Sarà dunque un caso che, secondo un recente sondaggio condotto in Ucraina dall'agenzia internazionale TNS, oltre la metà dei cittadini (51%) si sia dichiarata scontenta delle mosse del presidente Poroshenko e il 68% dell'attività del governo e del premier Jatsenjuk? Per quanto riguarda il governo, ovviamente, l'insoddisfazione degli ucraini è data soprattutto dalle “riforme” dettate dal FMI sulla politica tariffaria (gas, acqua, spese municipali, ecc.), che sta riducendo letteralmente alla fame la stragrande maggioranza dei lavoratori e, soprattutto, dei pensionati. Per quanto riguarda Petro Poroshenko, secondo il sondaggio egli non avrebbe mantenuto la maggior parte delle promesse elettorali, in primo luogo per la stabilizzazione economica e per la soluzione dei problemi politici nel Donbass, come anche per il miglioramento dei rapporti con la Russia e il rafforzamento dei legami con l'Unione Europea.

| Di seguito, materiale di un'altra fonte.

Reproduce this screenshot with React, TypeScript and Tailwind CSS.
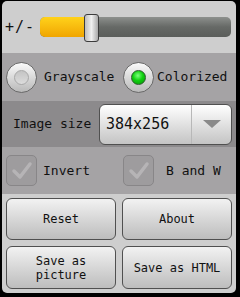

Ma, a quanto pare, non sono queste le preoccupazioni più stringenti di Poroshenko: secondo quanto riportato ieri dal Servizio ucraino della BBC (quindi, nemmeno particolarmente ostile all’establishment) il presidente, in questo anno al potere, si sarebbe occupato molto più della propria condizione personale che non di quella del paese. Anche se il servizio stampa presidenziale informa che Poroshenko ha devoluto interamente in beneficenza il proprio stipendio statale (123 milioni di grivne – una grivna equivale a 0,0439 euro), in base alla dichiarazione dei redditi per il 2014 (dunque, in via ufficiale) egli sarebbe divenuto più ricco “di alcune volte” rispetto al 2013. Questo, sullo sfondo della crisi generale dell'Ucraina, ormai sull'orlo del default e, come scrive la BBC, nonostante “serie difficoltà contro cui si sarebbe scontrato il business privato di Poroshenko in Russia e in Crimea. Come è riuscito il presidente – scrive ancora la BBC – che nel corso della campagna elettorale aveva promesso di vendere tutto il proprio business, a guadagnare lo scorso anno 369 milioni di grivne, di cui il 90% da dividenti e percentuali su depositi? E' comunque un fatto che, ancora secondo le fonti ufficiali, lo stabilimento di Kiev della “Roshen” (della sua catena, che occupa il 18° posto nella classifica mondiale delle industrie dolciarie, con stabilimenti in Ucraina, Russia, Lituania e Ungheria: non a caso, Poroshenko è detto il “re del cioccolato”) avrebbe aumentato i profitti di circa 9 volte. Ma ulteriori entrate sarebbero venute al presidente anche dalla Banca di investimento internazionale, legata a lui e a suo padre e, oltre l'industria dolciaria, Poroshenko possiede azioni d'imprese in altri settori della metallurgia e dell'industria automobilistica, nel settore bancario e dei mass media, per un patrimonio complessivo valutato da Forbes in 750 milioni di dollari, che lo pone all'ottavo posto tra gli uomini più ricchi d'Ucraina.
Il tutto, nella cornice di un potere golpista che aveva fatto della “lotta alla corruzione” il proprio specchio per le allodole e dietro lo scudo di una Costituzione ucraina che proibisce al presidente di occuparsi direttamente del proprio business. Ma, quanto valore venga attribuito alla Costituzione in un paese soggetto alle direttive e agli ordini diretti di Banca mondiale e FMI, appeso al nodo scorsoio dei “crediti” europei e statunitensi e “consigliato” nelle proprie scelte militari dagli ufficiali USA e Nato, Kiev lo ha dimostrato in un anno di operazioni terroristiche nel Donbass. Operazioni ben lungi dall'essere concluse, come confermano anche le ultimissime notizie. Se da una parte i principali sponsor dell'Ucraina, amministrazione USA e Comando Nato, dichiarano che “la posizione della Russia nei confronti dell'Ucraina è diventata più aggressiva”, lo stesso Poroshenko ha sottoscritto ieri la nuova dottrina strategica messa a punto dal Consiglio di difesa e di sicurezza. In base alla nuova strategia, le forze armate ucraine saranno maggiormente orientate verso un'integrazione militare e militare-industriale con Ue e Nato, per affrancarsi del tutto dall'industria militare russa e opereranno per “il ristabilimento dell'unità territoriale nel quadro delle frontiere ucraine riconosciute internazionalmente”. Non c'è bisogno di spiegare cosa ciò possa significare nei confronti dello status di autonomia politico-territoriale del Donbass e dei mezzi pianificati da Kiev per assicurarsene l'inadempienza.